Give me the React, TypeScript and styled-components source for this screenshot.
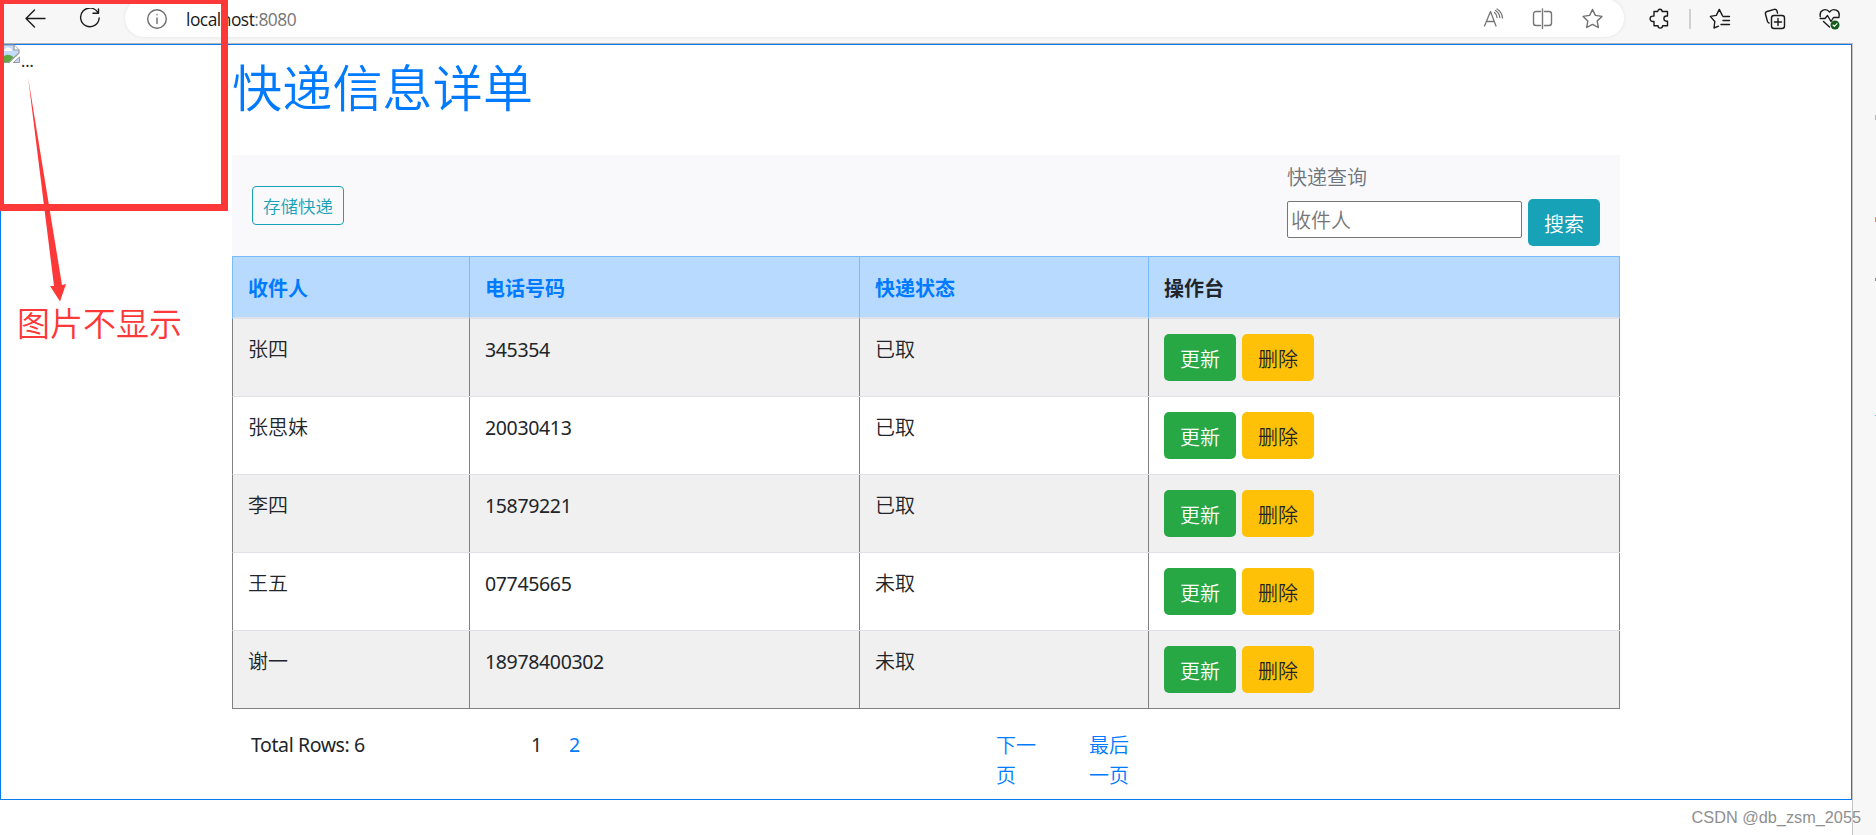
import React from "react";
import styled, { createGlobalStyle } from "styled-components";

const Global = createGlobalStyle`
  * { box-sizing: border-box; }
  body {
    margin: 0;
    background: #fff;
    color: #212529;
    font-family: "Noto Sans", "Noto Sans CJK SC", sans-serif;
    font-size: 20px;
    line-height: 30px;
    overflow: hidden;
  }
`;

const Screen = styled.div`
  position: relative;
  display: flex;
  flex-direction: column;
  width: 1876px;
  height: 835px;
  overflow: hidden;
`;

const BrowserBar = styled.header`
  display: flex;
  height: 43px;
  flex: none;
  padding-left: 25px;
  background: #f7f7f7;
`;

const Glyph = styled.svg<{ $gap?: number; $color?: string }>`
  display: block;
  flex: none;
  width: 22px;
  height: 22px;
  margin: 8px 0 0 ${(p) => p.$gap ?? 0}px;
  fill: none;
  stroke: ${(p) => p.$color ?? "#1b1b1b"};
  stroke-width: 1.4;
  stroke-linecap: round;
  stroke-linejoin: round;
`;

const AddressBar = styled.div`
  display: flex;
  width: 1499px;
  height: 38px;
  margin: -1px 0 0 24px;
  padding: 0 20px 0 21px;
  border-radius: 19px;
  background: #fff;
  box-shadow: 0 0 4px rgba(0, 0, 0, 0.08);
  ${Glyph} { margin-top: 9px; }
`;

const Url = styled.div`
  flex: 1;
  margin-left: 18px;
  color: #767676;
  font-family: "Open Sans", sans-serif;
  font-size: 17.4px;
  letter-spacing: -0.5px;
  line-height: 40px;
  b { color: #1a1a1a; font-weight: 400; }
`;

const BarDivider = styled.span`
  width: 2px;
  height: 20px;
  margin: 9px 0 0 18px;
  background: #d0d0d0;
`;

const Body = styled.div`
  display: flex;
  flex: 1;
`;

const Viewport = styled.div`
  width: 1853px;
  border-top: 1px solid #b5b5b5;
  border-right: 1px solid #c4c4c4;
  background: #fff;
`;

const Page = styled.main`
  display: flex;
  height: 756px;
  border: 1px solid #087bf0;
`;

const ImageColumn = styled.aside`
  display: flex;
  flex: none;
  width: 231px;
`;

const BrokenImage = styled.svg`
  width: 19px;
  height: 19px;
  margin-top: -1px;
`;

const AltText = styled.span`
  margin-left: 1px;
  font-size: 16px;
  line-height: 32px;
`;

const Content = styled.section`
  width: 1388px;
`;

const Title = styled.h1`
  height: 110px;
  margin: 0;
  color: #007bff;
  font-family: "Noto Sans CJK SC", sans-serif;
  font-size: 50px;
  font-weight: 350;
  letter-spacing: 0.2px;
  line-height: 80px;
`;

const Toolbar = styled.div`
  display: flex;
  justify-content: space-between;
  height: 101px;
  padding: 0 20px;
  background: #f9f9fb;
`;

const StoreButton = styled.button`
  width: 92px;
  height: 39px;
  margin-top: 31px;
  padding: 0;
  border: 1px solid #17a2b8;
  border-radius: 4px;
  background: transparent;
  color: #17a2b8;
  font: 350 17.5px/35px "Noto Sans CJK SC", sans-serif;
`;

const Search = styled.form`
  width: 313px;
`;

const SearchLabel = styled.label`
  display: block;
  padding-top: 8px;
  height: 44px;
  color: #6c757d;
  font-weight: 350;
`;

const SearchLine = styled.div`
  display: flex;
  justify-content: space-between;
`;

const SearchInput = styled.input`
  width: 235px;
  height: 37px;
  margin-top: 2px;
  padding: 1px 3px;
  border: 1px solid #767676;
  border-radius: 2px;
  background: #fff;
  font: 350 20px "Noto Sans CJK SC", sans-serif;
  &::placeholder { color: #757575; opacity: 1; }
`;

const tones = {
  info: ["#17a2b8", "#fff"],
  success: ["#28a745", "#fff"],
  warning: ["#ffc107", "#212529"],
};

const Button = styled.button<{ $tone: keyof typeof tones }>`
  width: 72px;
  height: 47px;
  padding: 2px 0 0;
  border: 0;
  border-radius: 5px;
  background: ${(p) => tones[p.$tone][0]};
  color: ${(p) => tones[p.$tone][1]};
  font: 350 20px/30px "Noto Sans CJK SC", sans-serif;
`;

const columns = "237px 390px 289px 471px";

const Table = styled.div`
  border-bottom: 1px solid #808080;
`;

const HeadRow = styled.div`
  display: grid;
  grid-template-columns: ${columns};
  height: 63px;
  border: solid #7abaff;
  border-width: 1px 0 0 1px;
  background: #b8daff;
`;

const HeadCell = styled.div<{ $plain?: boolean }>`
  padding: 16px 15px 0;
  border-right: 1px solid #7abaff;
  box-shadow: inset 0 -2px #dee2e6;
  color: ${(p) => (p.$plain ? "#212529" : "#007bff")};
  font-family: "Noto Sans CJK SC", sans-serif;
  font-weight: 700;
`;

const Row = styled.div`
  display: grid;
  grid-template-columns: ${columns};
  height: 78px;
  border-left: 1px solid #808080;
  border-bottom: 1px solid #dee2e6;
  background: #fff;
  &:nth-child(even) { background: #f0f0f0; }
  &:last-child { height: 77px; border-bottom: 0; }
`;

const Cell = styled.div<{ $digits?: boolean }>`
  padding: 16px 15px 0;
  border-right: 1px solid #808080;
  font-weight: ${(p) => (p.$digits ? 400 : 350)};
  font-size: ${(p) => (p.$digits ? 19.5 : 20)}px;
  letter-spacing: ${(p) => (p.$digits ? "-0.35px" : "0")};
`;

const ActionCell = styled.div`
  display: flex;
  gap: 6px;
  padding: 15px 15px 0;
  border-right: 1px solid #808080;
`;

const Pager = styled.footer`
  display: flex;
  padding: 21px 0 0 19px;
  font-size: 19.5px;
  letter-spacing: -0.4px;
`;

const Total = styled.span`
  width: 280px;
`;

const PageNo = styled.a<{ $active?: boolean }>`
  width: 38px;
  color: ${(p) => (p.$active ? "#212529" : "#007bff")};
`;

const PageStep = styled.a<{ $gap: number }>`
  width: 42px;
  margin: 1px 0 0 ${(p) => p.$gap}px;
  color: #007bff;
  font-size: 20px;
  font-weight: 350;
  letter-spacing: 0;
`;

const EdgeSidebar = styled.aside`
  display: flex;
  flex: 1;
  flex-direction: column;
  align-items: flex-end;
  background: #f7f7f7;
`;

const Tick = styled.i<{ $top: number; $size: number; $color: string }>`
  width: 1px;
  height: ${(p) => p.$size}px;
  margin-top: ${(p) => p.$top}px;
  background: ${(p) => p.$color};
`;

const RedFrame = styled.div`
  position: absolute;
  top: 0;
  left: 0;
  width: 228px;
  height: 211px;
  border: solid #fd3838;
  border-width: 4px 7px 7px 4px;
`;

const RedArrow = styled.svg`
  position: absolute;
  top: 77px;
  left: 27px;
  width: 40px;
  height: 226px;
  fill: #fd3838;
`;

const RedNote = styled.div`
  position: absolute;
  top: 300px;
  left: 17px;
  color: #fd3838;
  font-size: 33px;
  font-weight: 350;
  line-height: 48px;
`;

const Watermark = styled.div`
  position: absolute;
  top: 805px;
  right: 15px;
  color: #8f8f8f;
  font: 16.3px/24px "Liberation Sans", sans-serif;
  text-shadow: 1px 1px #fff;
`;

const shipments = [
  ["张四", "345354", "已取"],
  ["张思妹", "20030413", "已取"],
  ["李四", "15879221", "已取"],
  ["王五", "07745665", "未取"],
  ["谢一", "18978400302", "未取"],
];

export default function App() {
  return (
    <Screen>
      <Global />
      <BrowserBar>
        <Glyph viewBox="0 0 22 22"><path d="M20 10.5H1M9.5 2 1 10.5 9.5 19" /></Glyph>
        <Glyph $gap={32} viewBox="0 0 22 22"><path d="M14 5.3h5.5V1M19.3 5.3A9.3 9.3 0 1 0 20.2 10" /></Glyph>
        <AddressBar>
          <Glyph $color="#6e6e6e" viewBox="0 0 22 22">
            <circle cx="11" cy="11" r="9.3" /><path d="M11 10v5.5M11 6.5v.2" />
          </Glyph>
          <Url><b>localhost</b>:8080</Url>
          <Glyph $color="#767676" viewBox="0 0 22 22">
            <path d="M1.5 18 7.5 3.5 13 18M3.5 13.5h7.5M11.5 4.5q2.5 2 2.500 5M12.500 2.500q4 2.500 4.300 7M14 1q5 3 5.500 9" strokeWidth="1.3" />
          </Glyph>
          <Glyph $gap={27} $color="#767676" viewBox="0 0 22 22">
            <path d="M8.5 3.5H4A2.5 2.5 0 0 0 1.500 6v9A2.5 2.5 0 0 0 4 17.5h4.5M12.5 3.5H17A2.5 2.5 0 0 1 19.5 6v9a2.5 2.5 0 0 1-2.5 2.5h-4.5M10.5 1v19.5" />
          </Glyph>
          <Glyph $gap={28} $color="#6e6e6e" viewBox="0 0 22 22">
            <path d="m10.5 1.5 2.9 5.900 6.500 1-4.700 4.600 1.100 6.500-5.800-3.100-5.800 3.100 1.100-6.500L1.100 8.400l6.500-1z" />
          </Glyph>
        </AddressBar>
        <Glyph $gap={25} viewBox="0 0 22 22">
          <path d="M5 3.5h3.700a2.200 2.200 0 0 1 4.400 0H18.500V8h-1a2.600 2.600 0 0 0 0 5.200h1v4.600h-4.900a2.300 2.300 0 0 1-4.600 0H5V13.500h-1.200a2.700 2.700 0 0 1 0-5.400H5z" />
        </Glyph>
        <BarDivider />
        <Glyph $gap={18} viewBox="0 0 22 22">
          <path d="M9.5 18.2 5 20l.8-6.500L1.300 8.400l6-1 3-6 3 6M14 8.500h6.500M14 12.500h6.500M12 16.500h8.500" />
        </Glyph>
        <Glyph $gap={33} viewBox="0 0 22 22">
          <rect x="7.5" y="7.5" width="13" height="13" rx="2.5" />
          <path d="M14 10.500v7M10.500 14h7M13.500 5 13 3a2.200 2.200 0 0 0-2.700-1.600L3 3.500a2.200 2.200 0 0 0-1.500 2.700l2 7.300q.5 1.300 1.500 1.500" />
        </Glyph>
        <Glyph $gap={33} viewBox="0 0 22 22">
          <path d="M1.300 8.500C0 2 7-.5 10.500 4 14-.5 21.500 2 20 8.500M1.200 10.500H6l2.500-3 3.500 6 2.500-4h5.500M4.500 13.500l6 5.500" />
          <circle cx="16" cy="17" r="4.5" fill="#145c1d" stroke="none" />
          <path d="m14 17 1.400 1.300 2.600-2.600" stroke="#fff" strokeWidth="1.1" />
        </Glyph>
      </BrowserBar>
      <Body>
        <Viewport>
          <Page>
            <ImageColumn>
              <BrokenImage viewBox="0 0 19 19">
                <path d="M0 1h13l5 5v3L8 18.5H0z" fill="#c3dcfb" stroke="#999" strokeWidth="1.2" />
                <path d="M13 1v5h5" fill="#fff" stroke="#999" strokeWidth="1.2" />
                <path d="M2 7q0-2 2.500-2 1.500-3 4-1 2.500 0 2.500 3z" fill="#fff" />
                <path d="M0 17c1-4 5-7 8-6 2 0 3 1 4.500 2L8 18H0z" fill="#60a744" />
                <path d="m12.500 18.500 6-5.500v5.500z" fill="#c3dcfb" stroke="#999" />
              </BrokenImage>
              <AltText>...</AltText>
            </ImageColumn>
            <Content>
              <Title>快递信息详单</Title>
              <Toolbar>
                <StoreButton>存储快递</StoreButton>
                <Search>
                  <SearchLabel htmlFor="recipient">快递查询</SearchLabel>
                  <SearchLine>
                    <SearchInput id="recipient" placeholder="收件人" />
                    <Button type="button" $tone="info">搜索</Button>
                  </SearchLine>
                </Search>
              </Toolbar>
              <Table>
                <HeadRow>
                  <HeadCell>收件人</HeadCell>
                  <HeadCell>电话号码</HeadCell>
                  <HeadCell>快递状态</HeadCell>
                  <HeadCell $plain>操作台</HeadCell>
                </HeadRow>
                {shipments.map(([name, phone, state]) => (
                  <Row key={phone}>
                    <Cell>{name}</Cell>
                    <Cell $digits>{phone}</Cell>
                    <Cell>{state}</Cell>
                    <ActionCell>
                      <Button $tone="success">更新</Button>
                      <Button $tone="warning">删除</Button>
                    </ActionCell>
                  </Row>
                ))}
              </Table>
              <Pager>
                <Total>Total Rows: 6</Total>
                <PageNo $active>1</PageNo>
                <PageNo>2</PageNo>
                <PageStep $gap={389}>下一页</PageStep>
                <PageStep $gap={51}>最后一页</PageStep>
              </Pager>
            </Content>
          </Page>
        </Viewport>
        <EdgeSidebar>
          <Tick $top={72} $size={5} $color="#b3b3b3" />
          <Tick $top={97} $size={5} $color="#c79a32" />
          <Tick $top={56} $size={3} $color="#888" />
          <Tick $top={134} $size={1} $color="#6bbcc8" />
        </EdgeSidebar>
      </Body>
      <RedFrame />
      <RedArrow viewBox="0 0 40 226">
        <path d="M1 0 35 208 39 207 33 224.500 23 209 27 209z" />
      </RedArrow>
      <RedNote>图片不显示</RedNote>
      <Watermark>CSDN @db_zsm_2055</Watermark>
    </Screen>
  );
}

§ **OBJECTIVE**
Tell how many lines of the data above hold the string "React". Give only the number.

§ **CORRECT ANSWER**
2